Neuroimaging in mild TBI | 48715

Journal of Neurology & Neurophysiology

ISSN - 2155-9562

Neuroimaging in mild TBI

7th Global Neurologists Annual Meeting on Neuro Surgery and Interventional Radiology

August 22-24, 2016 Vienna, Austria

Teena Shetty

Hospital for Special Surgery, USA

Scientific Tracks Abstracts: J Neurol Neurophysiol

Abstract :

Historically, routine types of neurological imaging for mTBI include CT and Conventional MRI, both of which are usually normal in mild TBI (mTBI). Newer MRI methods may demonstrate more abnormalities following mTBI than just CT or Conventional MRI alone (Brody et al 2015).
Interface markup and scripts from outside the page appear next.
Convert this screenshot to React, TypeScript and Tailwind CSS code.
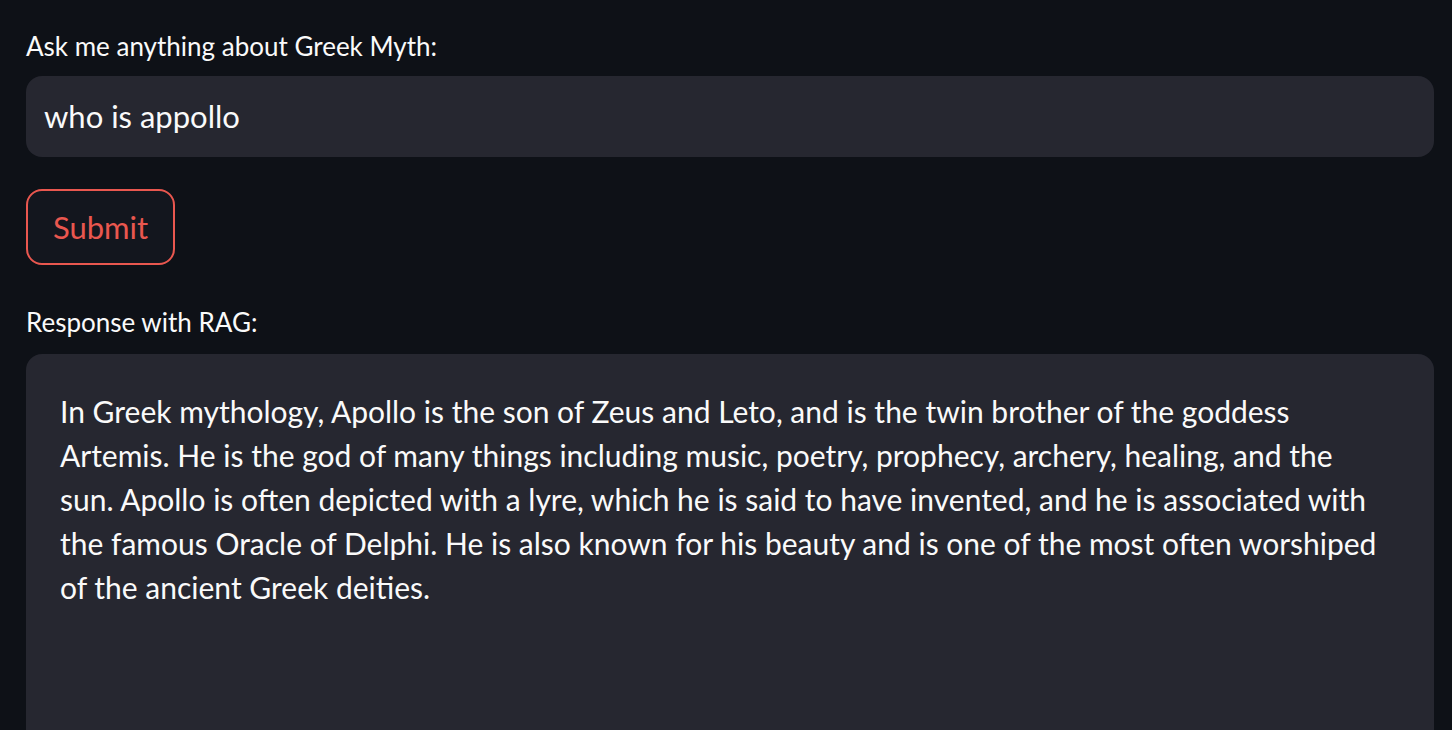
import React from "react";

const answer = [
  "In Greek mythology, Apollo is the son of Zeus and Leto, and is the twin brother of the goddess",
  "Artemis. He is the god of many things including music, poetry, prophecy, archery, healing, and the",
  "sun. Apollo is often depicted with a lyre, which he is said to have invented, and he is associated with",
  "the famous Oracle of Delphi. He is also known for his beauty and is one of the most often worshiped",
  "of the ancient Greek deities.",
];

const font = { fontFamily: "Lato, 'Open Sans', sans-serif" };

export default function App() {
  return (
    <div
      className="h-screen w-full overflow-hidden bg-[#0e1117] text-[#fafafa] px-[26px] pt-[30px]"
      style={font}
    >
      <div className="w-[1408px] flex flex-col">
        <label className="text-[26px] leading-[32px] mb-[14px]">
          Ask me anything about Greek Myth:
        </label>
        <div className="h-[81px] rounded-[16px] bg-[#262730] flex items-center px-[18px]">
          <span className="text-[31px]">who is appollo</span>
        </div>

        <div className="mt-[32px]">
          <button className="h-[76px] w-[149px] rounded-[16px] border-2 border-[#e9574f] bg-[#13161e] text-[#e9574f] text-[31px] flex items-center justify-center">
            Submit
          </button>
        </div>

        <label className="mt-[41px] mb-[16px] text-[26px] leading-[32px]">
          Response with RAG:
        </label>
        <div className="h-[420px] rounded-[16px] bg-[#262730] pt-[35px] pl-[34px]">
          {answer.map((line) => (
            <div key={line} className="whitespace-nowrap text-[30px] leading-[44px]">
              {line}
            </div>
          ))}
        </div>
      </div>
    </div>
  );
}
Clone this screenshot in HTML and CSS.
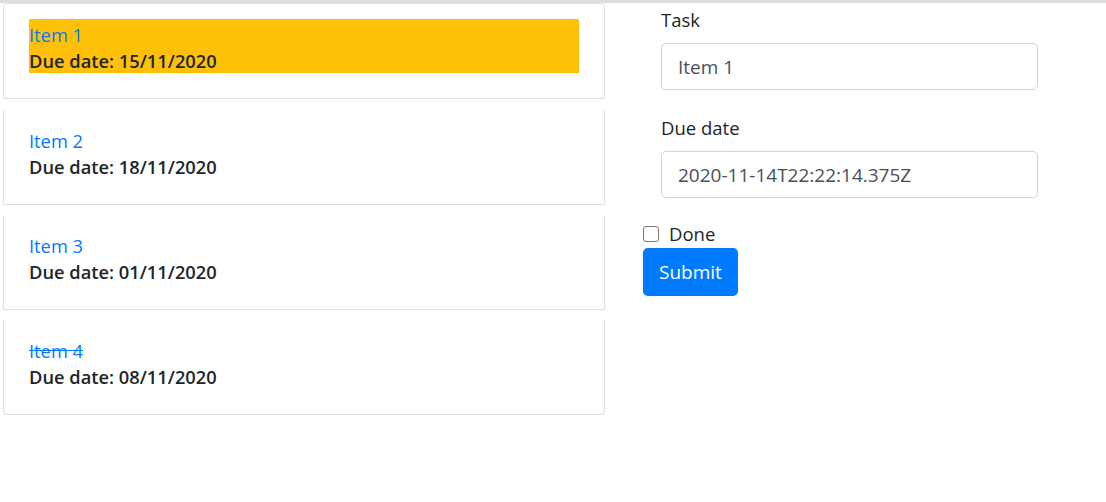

These include, but are not limited to, SWI, DTI, rs-fMRI, ASL and Volumetry. Susceptibility Weighted Imaging (SWI) uses contrast to highlight differences between tissues that can show changes in blood products in the brain. Diffusion Tensor Imaging (DTI) can detect brain abnormalities in white matter through its sensitivity to microstructural axonal injury. Resting State Functional MRI (rs-fMRI) measures changes in blood perfusion to determine if pathways of communication within the brain have been disrupted. ASL (arterial spin labelling) uses spatially selective inversion of inflowing arterial blood as a method to label blood flow and measure perfusion. Lastly, volumetric MRI measures the volume and structure of regions in the brain and can detect changes in the volume of gray matter that may result from mTBI. These specific types of imaging can be incorporated into research in order to learn more about concussions, their diagnosis, and their prognosis. This is the case for the GE-NFL Study on Advanced MRI Applications for mild TBI. By utilizing a research pack for neurological imaging that includes SWI, DTI, Volumetric T1, ASL, and rs-fMRI, researchers have been able to detect abnormalities, including white matter lesions, in the brains of several patients who have suffered from mTBI. Overall, neuroimaging is evolving such that white matter abnormalities, changes in gray matter volume, and blood perfusion in the brains of mTBI patients may be visualized. However, these scans cannot be used conclusively and these techniques are limited to research tools at this time. Therefore, continued study is necessary to further validate these software techniques.

Biography :

Teena Shetty is a Fulbright scholar who received her medical degree and bachelor’s degree with honours from Brown University and her master of philosophy degree in medicine from the University of Cambridge. Her residency was completed at Weill Cornell Medical College, New York-Presbyterian Hospital. Dr. Shetty received her fellowship training in neuromuscular diseases at Harvard Medical School, Brigham and Women’s Hospital and in neuromuscular diseases and intraoperative monitoring at Hospital for Special Surgery. Dr. Teena Shetty is now a neurologist at Hospital for Special Surgery and is triple board-certified in neurology, neuromuscular medicine, and electro diagnostic medicine. Her research interests include concussion, post-operative neuropathies, muscle diseases, and intraoperative monitoring, and she has authored more than 30 publications on these topics.